La transformation numérique, à ses yeux, est loin de se résumer à l’insertion, l’imposition ou la transition des technologies. “La transformation numérique, c’est une création de valeur grâce aux nouvelles réalités de marché, parfois [notez bien le “parfois”] avec la technologie. Conditions sine qua non? De la collaboration, beaucoup de données et la perspective clients.”

Dans sa liste des cinq priorités, l’informatique ne pointe qu’en cinquième position. Derrière l’identification des besoins et attentes des clients, la mobilisation des ressources pour procurer ce qui est attendu (“il faut mettre de la structure dans tout ce qu’on fait”), le partenariat et l’implication du métier (“sans quoi pas de transformation, d’innovation ou de progrès”), et l’innovation technologique. En cinquième position seulement, la “rationalisation et maîtrise de l’architecture informatique”.

Voici comment il explique le cheminement, les éléments sur lesquels sa société – et lui en tant que pilote de l’évolution – a travaillé: “Nous avons travaillé sur les moyens marketing, sur l’optimisation, en exploitant les ressources des données dont nous ne faisions rien auparavant [par exemple pour le pilotage des lignes de production]. Nous avons aussi travaillé sur les perturbations [qu’impliquent le numérique et la nouvelle approche] en déployant des stratégies de changement. Il s’agit par ailleurs de créer une culture, une “expérience” numérique au sein de l’entreprise. Sinon, il n’est pas possible d’utiliser et de progresser avec le numérique. L’important, c’est l’humain. Il faut amener les équipes à s’adapter aux nouvelles réalités.”

 

Marc Senterre (Prayon): “L’important, c’est l’humain. Il faut amener les équipes à s’adapter aux nouvelles réalités.”

 

Son apprentissage, son cheminement, Prayon ne l’a pas fait seul, enfermé dans ses murs, que ce soit pour le “changement de mentalités” ou pour identifier des pistes d’évolution de ses processus de production et de son catalogue de produits et services.

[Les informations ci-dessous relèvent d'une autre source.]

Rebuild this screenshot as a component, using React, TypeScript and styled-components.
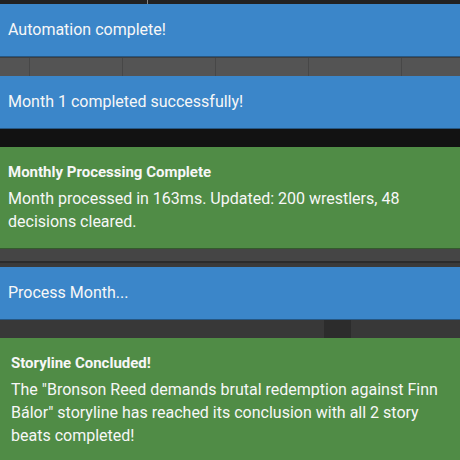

Côté “éveil au numérique”, elle a voulu s’inspirer d’autres sociétés, industrielles ou venant de la sphère numérique/IT (Shelll, SAS, Google, Microsoft), invitant des conférenciers pour des ateliers d’échanges, de partage d’expérience.

Cherry picking

Par ailleurs, pour transformer processus et catalogue, la société s’est tournée au fil du temps vers des prestataires IT traditionnels ou “nouvelle vague”. Aussi bien des noms connus de l’IT que des start-ups positionnées sur des créneaux spécifiques. Exemples? B12 Consulting et Pepite pour leurs compétences en analyse de big data à des fins d’optimisation et de simulation de production, Active Me pour la réalité augmentée pour sensibiliser et former le personnel aux risques en environnement de production ou encore à l’amélioration de la maintenance.

“On a beaucoup essayé, parfois stoppé un projet.” Aussi “inexorable” que soit la transformation numérique – ou que certains veuillent le faire croire -, on ne s’y lance pas sans mûre réflexion et objectivation du pour et du contre. Le numérique, c’est en effet une panoplie de possibilités, de technologies, d’innovations possibles peu ou prou “disruptives” et “impactantes”. Le directeur informatique de Prayon cite quelques-uns de ces blocs techno-fonctionnels qui ont été envisagés et étudiés par la société: big data, objets connectés, réalité virtuelle ou augmentée, e-learning, fabrication additive, intelligence artificielle, systèmes doués d’apprentissage automatique, visualisation, simulation…

Comment choisir, comment déterminer ce qui serait éventuellement pertinent? Pour Marc Santerre, il faut avant tout se poser quelques questions basico-basiques: “Quel est l’impact potentiel de ces blocs numériques? D’autres blocs seraient utiles ou pertinents? Quel est le coût de ne rien faire? Quels sont les investissements nécessaires? Existe-t-il des bonnes pratiques dont on peut s’inspirer?”

Il conseille par ailleurs de faire siennes quelques règles à respecter pour un parcours de transformation numérique qui soit pertinent pour l’entreprise: “se concentrer sur des objectifs clairs, être audacieux dans le périmètre qu’on s’est choisi, se projeter vers l’avant selon une démarche adaptative, veiller à l’état d’esprit, exécuter en mode agile, veiller à un leadership et à une responsabilisation clairs…”

 

Marc Senterre (Prayon): “L’informatique est le moteur du changement dans une transformation numérique. Ce n’est plus un service de support. Désormais, il ne s’agit pas de penser d’abord technologie. Il faut d’abord adapter la technologie au client, à l’utilisateur.”